Menley vaciló y luego respondió con un hilo de voz:
—Sí. Quería que se callara.
—Ya. Me parece que más vale que aumentemos la medicación. La semana pasada se la reduje y quizá era demasiado pronto. Se la enviaré por correo urgente. No puedo recetarle nada por teléfono.
«Podría decirle que la mandara al despacho de Adam —pensó Menley—. Él podría traérmela. Pero no quiero que sepa que he hablado con la psiquiatra».
—No sé si le había dado la dirección de aquí —dijo con calma.
Cuando colgó el teléfono, se dirigió a la mesa.
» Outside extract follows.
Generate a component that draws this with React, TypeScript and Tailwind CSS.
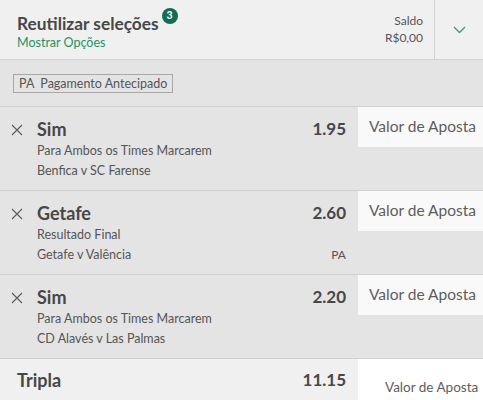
import React from 'react';

const font = { fontFamily: 'Lato, "Open Sans", Arial, sans-serif' };

type Bet = { pick: string; market: string; event: string; odds: string; pa?: boolean };

const bets: Bet[] = [
  { pick: 'Sim', market: 'Para Ambos os Times Marcarem', event: 'Benfica v SC Farense', odds: '1.95' },
  { pick: 'Getafe', market: 'Resultado Final', event: 'Getafe v Valência', odds: '2.60', pa: true },
  { pick: 'Sim', market: 'Para Ambos os Times Marcarem', event: 'CD Alavés v Las Palmas', odds: '2.20' },
];

function CloseIcon() {
  return (
    <svg width="12" height="12" viewBox="0 0 12 12" className="shrink-0">
      <path d="M1 1L11 11M11 1L1 11" stroke="#5a5a5a" strokeWidth="1.1" fill="none" />
    </svg>
  );
}

function BetRow({ bet }: { bet: Bet }) {
  return (
    <div className="flex h-[84px] border-b border-[#d0d0d0] bg-[#e4e4e4]">
      <div className="flex flex-1 pl-[11px] pr-[12px]">
        <div className="pt-[17px]">
          <CloseIcon />
        </div>
        <div className="ml-[14px] flex-1 pt-[11px]">
          <div className="flex items-center justify-between">
            <span className="text-[18px] font-bold leading-[22px] text-[#474747]">{bet.pick}</span>
            <span className="text-[17px] font-bold leading-[22px] text-[#474747]">{bet.odds}</span>
          </div>
          <div className="mt-[1px] text-[12.5px] leading-[20px] text-[#555]">{bet.market}</div>
          <div className="flex justify-between text-[12.5px] leading-[20px] text-[#555]">
            <span>{bet.event}</span>
            {bet.pa && <span className="text-[12px]">PA</span>}
          </div>
        </div>
      </div>
      <div className="w-[125px]">
        <div className="flex h-[40px] items-center bg-[#f9f9f9] pl-[11px] text-[15.5px] text-[#5d5d5d]">
          Valor de Aposta
        </div>
      </div>
    </div>
  );
}

export default function App() {
  return (
    <div className="h-[400px] w-[483px] overflow-hidden bg-[#e4e4e4]" style={font}>
      <div className="flex h-[60px] border-b border-[#d2d2d2] bg-[#f0f0f0]">
        <div className="flex-1 pl-[17px] pt-[12px]">
          <div className="flex items-start">
            <span className="text-[17.3px] font-bold leading-[24px] text-[#474747]">Reutilizar seleções</span>
            <span className="ml-[3px] -mt-[4px] flex h-[16px] w-[16px] items-center justify-center rounded-full bg-[#126e51] text-[10.5px] font-bold text-white">
              3
            </span>
          </div>
          <div className="-mt-[1px] text-[12.5px] leading-[16px] text-[#26906a]">Mostrar Opções</div>
        </div>
        <div className="flex flex-col items-end pr-[11px] pt-[12px] text-[12px] leading-[17px] text-[#555]">
          <span>Saldo</span>
          <span>R$0,00</span>
        </div>
        <div className="flex w-[49px] items-center justify-center border-l border-[#d2d2d2]">
          <svg width="13" height="8" viewBox="0 0 13 8">
            <path d="M1 1L6.5 6.5L12 1" stroke="#3e9a74" strokeWidth="1.3" fill="none" />
          </svg>
        </div>
      </div>
      <div className="flex h-[47px] items-center border-b border-[#d0d0d0] px-[13px]">
        <span className="border border-[#a8a8a8] px-[5px] text-[12.5px] leading-[17px] text-[#555]">
          PA&nbsp; Pagamento Antecipado
        </span>
      </div>
      {bets.map((b, i) => (
        <BetRow key={i} bet={b} />
      ))}
      <div className="flex h-[50px] bg-[#f0f0f0]">
        <div className="flex flex-1 items-start justify-between pl-[17px] pr-[12px] pt-[9px]">
          <span className="text-[18px] font-bold leading-[24px] text-[#474747]">Tripla</span>
          <span className="text-[17px] font-bold leading-[24px] text-[#474747]">11.15</span>
        </div>
        <div className="w-[125px] bg-white pl-[27px] pt-[18px] text-[13.5px] text-[#5d5d5d]">Valor de Aposta</div>
      </div>
    </div>
  );
}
El día anterior, después de que Jan Paley se marchara, había echado un vistazo a la carpeta de ilustraciones de Phoebe buscando un retrato del capitán Andrew Freeman. Ahora pasó varias horas buscándolo por todas las demás carpetas, pero no encontró ninguno.
Comparó su dibujo con el que Jan le había llevado. Eran idénticos. La única diferencia estribaba en que en el dibujo de la biblioteca el capitán aparecía al timón de su barco. «¿Cómo sabía yo que era así?», se preguntó. Cogió el cuaderno de dibujo. Una imagen mental de Mehitabel llenaba su mente y luchaba por salir al exterior. Cabello castaño hasta los hombros agitado por el viento, rostro delicado en forma de corazón, ojos grandes y oscuros, manos y pies pequeños, boca sonriente, vestido de lino azul de manga larga, cuello a caja y pechera de encaje; la falda se hinchaba hacia un lado.
Dibujaba con trazos rápidos y seguros. Sus hábiles dedos trasladaban eficazmente la imagen al papel. Cuando hubo terminado, lo colocó junto al retrato que había traído Jan y se dio cuenta de lo que había hecho.
En el dibujo de la biblioteca, detrás de la figura del capitán se distinguía un rastro de las faldas de Mehitabel.
Menley cogió la lupa. Las manchitas que se veían en la manga de Andrew Freeman eran las puntas de unos dedos, los dedos de Mehitabel. ¿Acaso estaba detrás de su marido en el barco cuando el artista desconocido lo retrató casi trescientos años antes? ¿Se parecía algo a la imagen que tenía de ella?
Repentinamente asustada, guardó los tres dibujos en la carpeta debajo de los demás papeles, cogió a Hannah y salió a tomar el sol.
Hannah emitía sonidos de satisfacción y tiraba del cabello de su madre. Mientras Menley desenredaba cuidadosamente los deditos, se le ocurrió una cosa: «Anoche, cuando me despertó el ruido del tren, Hannah estaba ya gritando».
—¿A ti también te despertó el tren? —Preguntó en voz alta—. ¿Por eso estabas tan asustada? Ay, Hannah, ¿qué nos está pasando? ¿Qué locura te estoy contagiando?